His scientific activity continued in the students' years. He took part in student’s scientific conferences at Dnepropetrovsk State University in 1976 and 1977. Reports, which was presented, and his degree work (1978) was devoted to the problems of contact interaction of elastic bodies.

These studies have been devoted to the study of phenomena microslip. Contact problems considered both theoretically and experimentally. For modeling of microslip during rolling of cylindrical bodies methods of complex variable theory [1, 3] and finite element method [2] were use. Experimental verification of the results was performed using strain gauges [1, 3, 9, 12] on special experimental devices [6, 14].

The problems of the determining of microslip zones during compressive and shear of elastic rectangle were solved with the help of techniques developed based on FEM [5, 11, 25]. In carrying out experimental studies was seen the effect of the reinforcement on low modulus materials by strain gages were seen.

The method for correction of the strain gages records was proposed on the basis of the calculation using the FEM. Later this technique became the basis for the development of special tensometric beams capable to set the large deformation, while remaining in the elastic zone [7, 17, 42].

Collective research work "Investigation of microslip effect in friction joints", which was awarded the first prize of VSNTO (All-Union Council of Scientific and Technical Societies) [10] in 1983, as well as dissertation for the degree of candidate of physical and mathematical sciences (PhD, defended in 1987) [18, 19] contained a synthesis of the research stated above.

Another direction of research in these years has been the study of shell structures, which are used for the manufacture of flying machines. The experimental techniques developed above (strain gauging) and theoretical research (FEM) [4] or shell theory [13, 16] were used.
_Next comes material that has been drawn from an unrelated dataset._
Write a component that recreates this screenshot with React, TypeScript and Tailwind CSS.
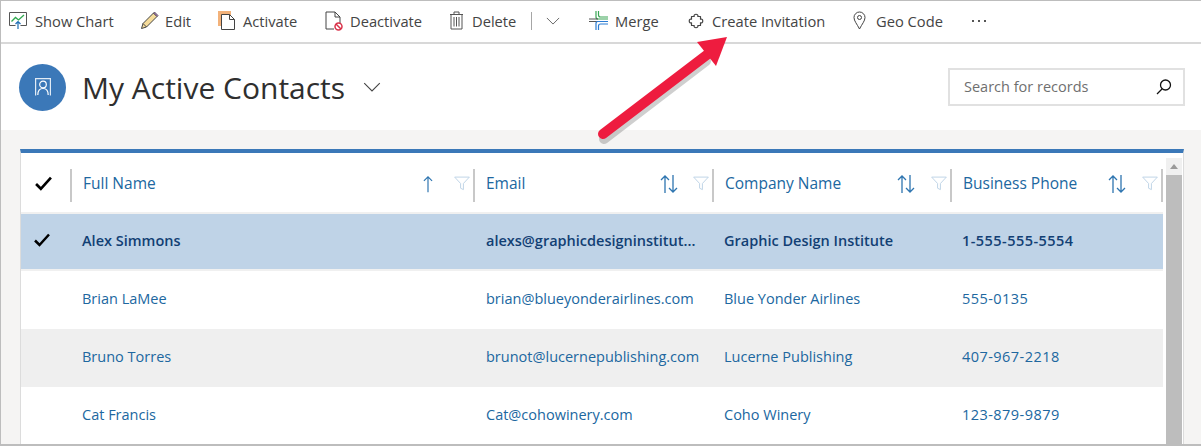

The measurements only in selected places were the lack of strain gauging, because not to allow to get a complete picture of the entire deformation of the object.Holographic interferometry allows to eliminate this drawback and allows to carry out high-precision measurements. But its drawback was the fact that the obtained interferogram need to decrypt, replacing the interferential portrait by displacements distribution on the object surface. The developed technique by deciphering interferogram and calculation of shells made from composite materials was described in papers [8, 15].

In the case of solution of the stated above tasks of decoding the problem of the numbering fringes determining arises for subsequent conversion into the displacements of the corresponding surface areas of the shell. The fairly simple experimental technique, which allowed to determine the interference fringes numbering [20, 21], was offered.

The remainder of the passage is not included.